(Data extracted from a collection)
## Start

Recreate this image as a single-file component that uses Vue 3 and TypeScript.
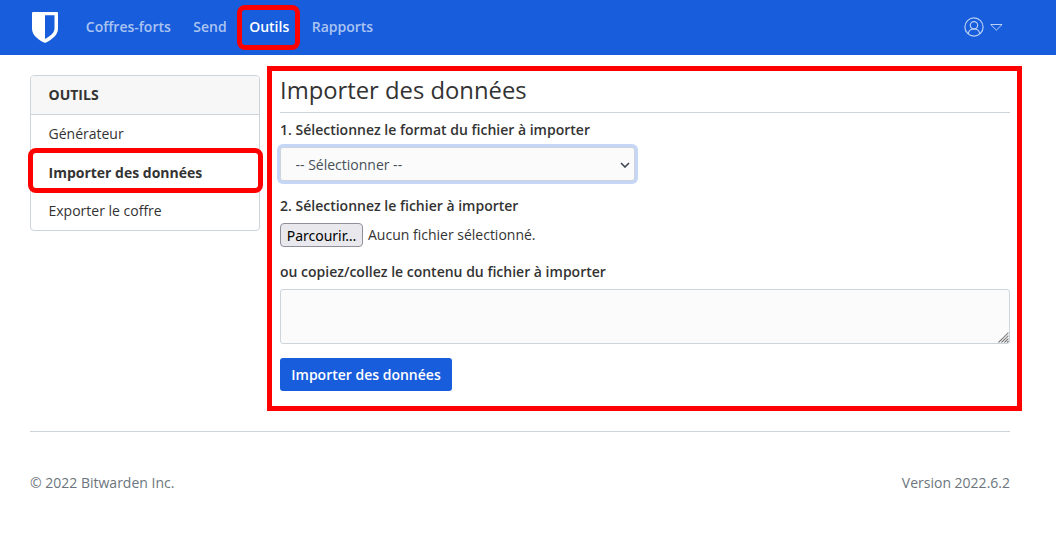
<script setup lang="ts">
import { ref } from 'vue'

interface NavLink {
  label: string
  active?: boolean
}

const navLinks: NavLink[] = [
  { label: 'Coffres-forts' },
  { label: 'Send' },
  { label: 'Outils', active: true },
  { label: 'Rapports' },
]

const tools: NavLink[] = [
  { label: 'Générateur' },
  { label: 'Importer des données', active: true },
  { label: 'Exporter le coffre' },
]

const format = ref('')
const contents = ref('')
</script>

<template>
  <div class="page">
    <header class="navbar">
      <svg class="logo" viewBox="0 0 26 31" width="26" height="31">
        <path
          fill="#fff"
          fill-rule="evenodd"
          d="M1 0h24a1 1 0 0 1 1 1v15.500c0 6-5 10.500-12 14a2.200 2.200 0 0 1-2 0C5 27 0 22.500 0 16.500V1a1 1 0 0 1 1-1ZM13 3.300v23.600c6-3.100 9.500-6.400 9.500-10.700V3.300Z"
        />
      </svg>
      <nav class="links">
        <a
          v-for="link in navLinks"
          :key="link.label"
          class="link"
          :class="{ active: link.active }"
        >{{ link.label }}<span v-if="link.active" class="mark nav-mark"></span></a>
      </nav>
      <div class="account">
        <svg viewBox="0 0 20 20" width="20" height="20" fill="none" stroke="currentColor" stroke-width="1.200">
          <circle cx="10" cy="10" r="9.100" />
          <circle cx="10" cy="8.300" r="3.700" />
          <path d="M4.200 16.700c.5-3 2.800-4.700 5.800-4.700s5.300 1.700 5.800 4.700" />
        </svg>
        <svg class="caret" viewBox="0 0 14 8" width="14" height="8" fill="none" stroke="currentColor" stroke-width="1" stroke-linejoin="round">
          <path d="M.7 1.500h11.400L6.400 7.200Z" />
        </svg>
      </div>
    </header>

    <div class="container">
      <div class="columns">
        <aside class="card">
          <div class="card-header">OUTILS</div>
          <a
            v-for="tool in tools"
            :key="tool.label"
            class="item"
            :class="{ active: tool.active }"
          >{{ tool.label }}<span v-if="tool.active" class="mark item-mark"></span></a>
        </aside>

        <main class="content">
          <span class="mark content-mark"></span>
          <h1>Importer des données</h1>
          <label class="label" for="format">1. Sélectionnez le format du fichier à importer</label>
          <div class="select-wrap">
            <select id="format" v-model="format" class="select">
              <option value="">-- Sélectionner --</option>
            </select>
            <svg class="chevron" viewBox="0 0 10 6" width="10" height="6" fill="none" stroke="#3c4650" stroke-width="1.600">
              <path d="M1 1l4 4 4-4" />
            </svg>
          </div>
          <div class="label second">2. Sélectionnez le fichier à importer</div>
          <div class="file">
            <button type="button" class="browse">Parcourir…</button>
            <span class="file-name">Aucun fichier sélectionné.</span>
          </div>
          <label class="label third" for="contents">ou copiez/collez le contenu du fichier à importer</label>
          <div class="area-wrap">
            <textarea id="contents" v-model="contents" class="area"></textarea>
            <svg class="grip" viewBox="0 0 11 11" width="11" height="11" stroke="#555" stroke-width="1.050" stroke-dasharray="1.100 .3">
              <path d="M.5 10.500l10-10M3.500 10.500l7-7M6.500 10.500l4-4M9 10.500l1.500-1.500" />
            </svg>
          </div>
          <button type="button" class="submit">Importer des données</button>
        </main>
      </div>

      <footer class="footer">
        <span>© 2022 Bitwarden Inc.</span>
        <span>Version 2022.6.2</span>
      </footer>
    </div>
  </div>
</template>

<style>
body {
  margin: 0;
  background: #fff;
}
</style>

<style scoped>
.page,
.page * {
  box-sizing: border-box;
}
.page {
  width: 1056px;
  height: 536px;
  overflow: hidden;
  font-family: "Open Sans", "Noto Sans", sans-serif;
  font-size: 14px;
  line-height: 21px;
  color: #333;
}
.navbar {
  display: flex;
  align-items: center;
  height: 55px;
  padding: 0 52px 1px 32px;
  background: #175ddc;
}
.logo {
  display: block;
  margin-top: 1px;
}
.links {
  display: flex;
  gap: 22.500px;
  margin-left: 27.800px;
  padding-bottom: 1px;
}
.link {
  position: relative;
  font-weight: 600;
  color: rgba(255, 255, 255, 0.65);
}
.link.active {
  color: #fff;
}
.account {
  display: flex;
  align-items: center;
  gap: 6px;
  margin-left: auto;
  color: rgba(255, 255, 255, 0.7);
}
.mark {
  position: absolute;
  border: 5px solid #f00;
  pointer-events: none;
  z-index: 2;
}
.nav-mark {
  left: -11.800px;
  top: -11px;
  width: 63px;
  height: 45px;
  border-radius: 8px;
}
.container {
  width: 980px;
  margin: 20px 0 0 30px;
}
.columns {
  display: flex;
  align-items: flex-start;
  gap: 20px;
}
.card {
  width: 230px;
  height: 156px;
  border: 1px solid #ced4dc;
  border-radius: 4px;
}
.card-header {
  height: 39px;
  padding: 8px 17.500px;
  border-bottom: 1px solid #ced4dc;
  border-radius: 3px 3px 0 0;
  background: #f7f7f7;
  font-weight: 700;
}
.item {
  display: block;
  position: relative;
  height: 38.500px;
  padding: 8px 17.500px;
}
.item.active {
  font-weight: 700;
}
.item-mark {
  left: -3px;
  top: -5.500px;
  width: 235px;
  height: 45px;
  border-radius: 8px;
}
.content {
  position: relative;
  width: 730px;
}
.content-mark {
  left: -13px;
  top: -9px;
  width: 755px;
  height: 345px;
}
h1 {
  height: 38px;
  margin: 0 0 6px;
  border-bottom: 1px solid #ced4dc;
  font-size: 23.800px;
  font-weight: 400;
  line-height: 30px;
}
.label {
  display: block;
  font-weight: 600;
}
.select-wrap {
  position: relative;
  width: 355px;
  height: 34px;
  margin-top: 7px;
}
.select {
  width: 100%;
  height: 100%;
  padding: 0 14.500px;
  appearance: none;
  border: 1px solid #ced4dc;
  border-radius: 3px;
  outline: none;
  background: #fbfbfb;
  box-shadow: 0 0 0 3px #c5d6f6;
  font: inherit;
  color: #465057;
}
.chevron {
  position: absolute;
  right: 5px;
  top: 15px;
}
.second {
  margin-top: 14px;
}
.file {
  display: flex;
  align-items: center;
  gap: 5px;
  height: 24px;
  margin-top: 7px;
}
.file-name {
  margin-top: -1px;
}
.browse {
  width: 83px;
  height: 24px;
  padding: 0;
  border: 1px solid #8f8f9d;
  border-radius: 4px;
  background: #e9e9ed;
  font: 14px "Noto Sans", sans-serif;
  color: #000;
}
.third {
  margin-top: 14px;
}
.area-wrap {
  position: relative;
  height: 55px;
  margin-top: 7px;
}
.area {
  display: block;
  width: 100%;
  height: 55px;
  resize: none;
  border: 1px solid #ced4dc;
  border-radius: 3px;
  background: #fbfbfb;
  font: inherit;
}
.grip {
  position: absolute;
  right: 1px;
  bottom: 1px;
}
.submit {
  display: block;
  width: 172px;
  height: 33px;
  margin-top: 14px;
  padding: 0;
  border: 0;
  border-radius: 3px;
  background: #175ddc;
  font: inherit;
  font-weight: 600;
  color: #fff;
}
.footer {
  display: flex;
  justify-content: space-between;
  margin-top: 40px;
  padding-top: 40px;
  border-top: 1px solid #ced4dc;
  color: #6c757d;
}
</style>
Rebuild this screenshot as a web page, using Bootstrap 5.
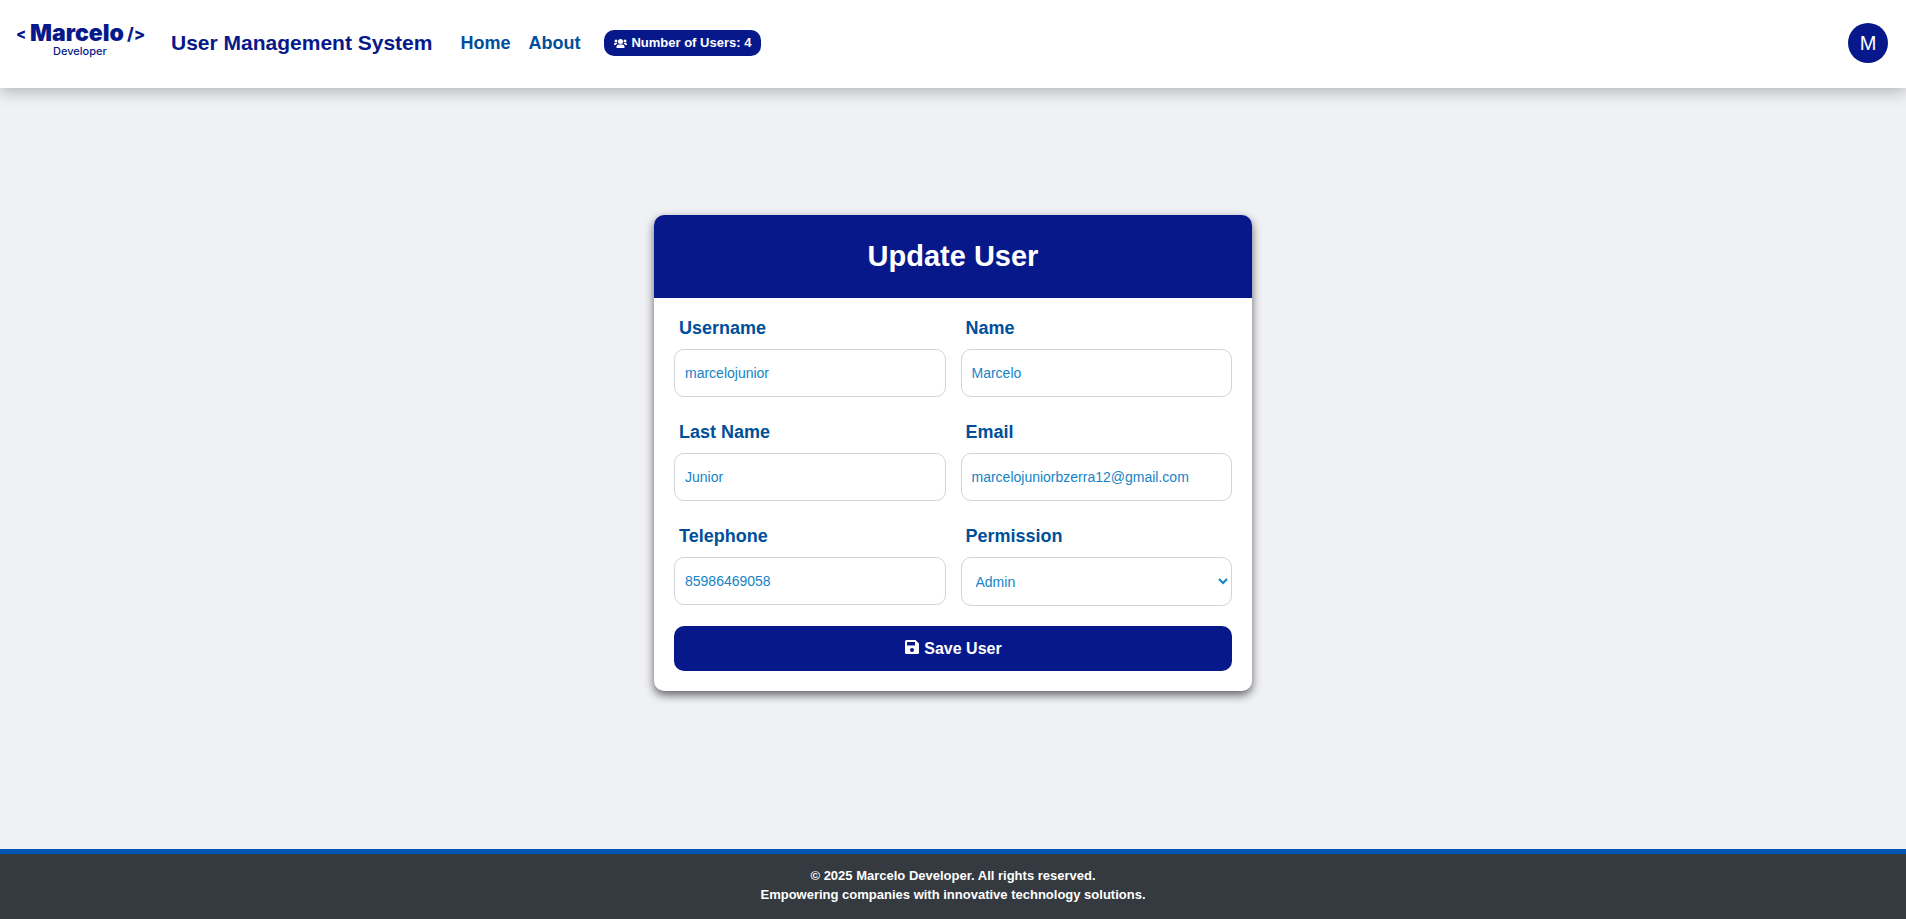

## End

Exercise task: Make an exact reproduction of the listing above, without any pictures.

Result:
Recreate this image as a single-file component that uses Vue 3 and TypeScript.
<script setup lang="ts">
import { ref } from 'vue'

interface NavLink {
  label: string
  active?: boolean
}

const navLinks: NavLink[] = [
  { label: 'Coffres-forts' },
  { label: 'Send' },
  { label: 'Outils', active: true },
  { label: 'Rapports' },
]

const tools: NavLink[] = [
  { label: 'Générateur' },
  { label: 'Importer des données', active: true },
  { label: 'Exporter le coffre' },
]

const format = ref('')
const contents = ref('')
</script>

<template>
  <div class="page">
    <header class="navbar">
      <svg class="logo" viewBox="0 0 26 31" width="26" height="31">
        <path
          fill="#fff"
          fill-rule="evenodd"
          d="M1 0h24a1 1 0 0 1 1 1v15.500c0 6-5 10.500-12 14a2.200 2.200 0 0 1-2 0C5 27 0 22.500 0 16.500V1a1 1 0 0 1 1-1ZM13 3.300v23.600c6-3.100 9.500-6.400 9.500-10.700V3.300Z"
        />
      </svg>
      <nav class="links">
        <a
          v-for="link in navLinks"
          :key="link.label"
          class="link"
          :class="{ active: link.active }"
        >{{ link.label }}<span v-if="link.active" class="mark nav-mark"></span></a>
      </nav>
      <div class="account">
        <svg viewBox="0 0 20 20" width="20" height="20" fill="none" stroke="currentColor" stroke-width="1.200">
          <circle cx="10" cy="10" r="9.100" />
          <circle cx="10" cy="8.300" r="3.700" />
          <path d="M4.200 16.700c.5-3 2.800-4.700 5.800-4.700s5.300 1.700 5.800 4.700" />
        </svg>
        <svg class="caret" viewBox="0 0 14 8" width="14" height="8" fill="none" stroke="currentColor" stroke-width="1" stroke-linejoin="round">
          <path d="M.7 1.500h11.400L6.400 7.200Z" />
        </svg>
      </div>
    </header>

    <div class="container">
      <div class="columns">
        <aside class="card">
          <div class="card-header">OUTILS</div>
          <a
            v-for="tool in tools"
            :key="tool.label"
            class="item"
            :class="{ active: tool.active }"
          >{{ tool.label }}<span v-if="tool.active" class="mark item-mark"></span></a>
        </aside>

        <main class="content">
          <span class="mark content-mark"></span>
          <h1>Importer des données</h1>
          <label class="label" for="format">1. Sélectionnez le format du fichier à importer</label>
          <div class="select-wrap">
            <select id="format" v-model="format" class="select">
              <option value="">-- Sélectionner --</option>
            </select>
            <svg class="chevron" viewBox="0 0 10 6" width="10" height="6" fill="none" stroke="#3c4650" stroke-width="1.600">
              <path d="M1 1l4 4 4-4" />
            </svg>
          </div>
          <div class="label second">2. Sélectionnez le fichier à importer</div>
          <div class="file">
            <button type="button" class="browse">Parcourir…</button>
            <span class="file-name">Aucun fichier sélectionné.</span>
          </div>
          <label class="label third" for="contents">ou copiez/collez le contenu du fichier à importer</label>
          <div class="area-wrap">
            <textarea id="contents" v-model="contents" class="area"></textarea>
            <svg class="grip" viewBox="0 0 11 11" width="11" height="11" stroke="#555" stroke-width="1.050" stroke-dasharray="1.100 .3">
              <path d="M.5 10.500l10-10M3.500 10.500l7-7M6.500 10.500l4-4M9 10.500l1.500-1.500" />
            </svg>
          </div>
          <button type="button" class="submit">Importer des données</button>
        </main>
      </div>

      <footer class="footer">
        <span>© 2022 Bitwarden Inc.</span>
        <span>Version 2022.6.2</span>
      </footer>
    </div>
  </div>
</template>

<style>
body {
  margin: 0;
  background: #fff;
}
</style>

<style scoped>
.page,
.page * {
  box-sizing: border-box;
}
.page {
  width: 1056px;
  height: 536px;
  overflow: hidden;
  font-family: "Open Sans", "Noto Sans", sans-serif;
  font-size: 14px;
  line-height: 21px;
  color: #333;
}
.navbar {
  display: flex;
  align-items: center;
  height: 55px;
  padding: 0 52px 1px 32px;
  background: #175ddc;
}
.logo {
  display: block;
  margin-top: 1px;
}
.links {
  display: flex;
  gap: 22.500px;
  margin-left: 27.800px;
  padding-bottom: 1px;
}
.link {
  position: relative;
  font-weight: 600;
  color: rgba(255, 255, 255, 0.65);
}
.link.active {
  color: #fff;
}
.account {
  display: flex;
  align-items: center;
  gap: 6px;
  margin-left: auto;
  color: rgba(255, 255, 255, 0.7);
}
.mark {
  position: absolute;
  border: 5px solid #f00;
  pointer-events: none;
  z-index: 2;
}
.nav-mark {
  left: -11.800px;
  top: -11px;
  width: 63px;
  height: 45px;
  border-radius: 8px;
}
.container {
  width: 980px;
  margin: 20px 0 0 30px;
}
.columns {
  display: flex;
  align-items: flex-start;
  gap: 20px;
}
.card {
  width: 230px;
  height: 156px;
  border: 1px solid #ced4dc;
  border-radius: 4px;
}
.card-header {
  height: 39px;
  padding: 8px 17.500px;
  border-bottom: 1px solid #ced4dc;
  border-radius: 3px 3px 0 0;
  background: #f7f7f7;
  font-weight: 700;
}
.item {
  display: block;
  position: relative;
  height: 38.500px;
  padding: 8px 17.500px;
}
.item.active {
  font-weight: 700;
}
.item-mark {
  left: -3px;
  top: -5.500px;
  width: 235px;
  height: 45px;
  border-radius: 8px;
}
.content {
  position: relative;
  width: 730px;
}
.content-mark {
  left: -13px;
  top: -9px;
  width: 755px;
  height: 345px;
}
h1 {
  height: 38px;
  margin: 0 0 6px;
  border-bottom: 1px solid #ced4dc;
  font-size: 23.800px;
  font-weight: 400;
  line-height: 30px;
}
.label {
  display: block;
  font-weight: 600;
}
.select-wrap {
  position: relative;
  width: 355px;
  height: 34px;
  margin-top: 7px;
}
.select {
  width: 100%;
  height: 100%;
  padding: 0 14.500px;
  appearance: none;
  border: 1px solid #ced4dc;
  border-radius: 3px;
  outline: none;
  background: #fbfbfb;
  box-shadow: 0 0 0 3px #c5d6f6;
  font: inherit;
  color: #465057;
}
.chevron {
  position: absolute;
  right: 5px;
  top: 15px;
}
.second {
  margin-top: 14px;
}
.file {
  display: flex;
  align-items: center;
  gap: 5px;
  height: 24px;
  margin-top: 7px;
}
.file-name {
  margin-top: -1px;
}
.browse {
  width: 83px;
  height: 24px;
  padding: 0;
  border: 1px solid #8f8f9d;
  border-radius: 4px;
  background: #e9e9ed;
  font: 14px "Noto Sans", sans-serif;
  color: #000;
}
.third {
  margin-top: 14px;
}
.area-wrap {
  position: relative;
  height: 55px;
  margin-top: 7px;
}
.area {
  display: block;
  width: 100%;
  height: 55px;
  resize: none;
  border: 1px solid #ced4dc;
  border-radius: 3px;
  background: #fbfbfb;
  font: inherit;
}
.grip {
  position: absolute;
  right: 1px;
  bottom: 1px;
}
.submit {
  display: block;
  width: 172px;
  height: 33px;
  margin-top: 14px;
  padding: 0;
  border: 0;
  border-radius: 3px;
  background: #175ddc;
  font: inherit;
  font-weight: 600;
  color: #fff;
}
.footer {
  display: flex;
  justify-content: space-between;
  margin-top: 40px;
  padding-top: 40px;
  border-top: 1px solid #ced4dc;
  color: #6c757d;
}
</style>
Rebuild this screenshot as a web page, using Bootstrap 5.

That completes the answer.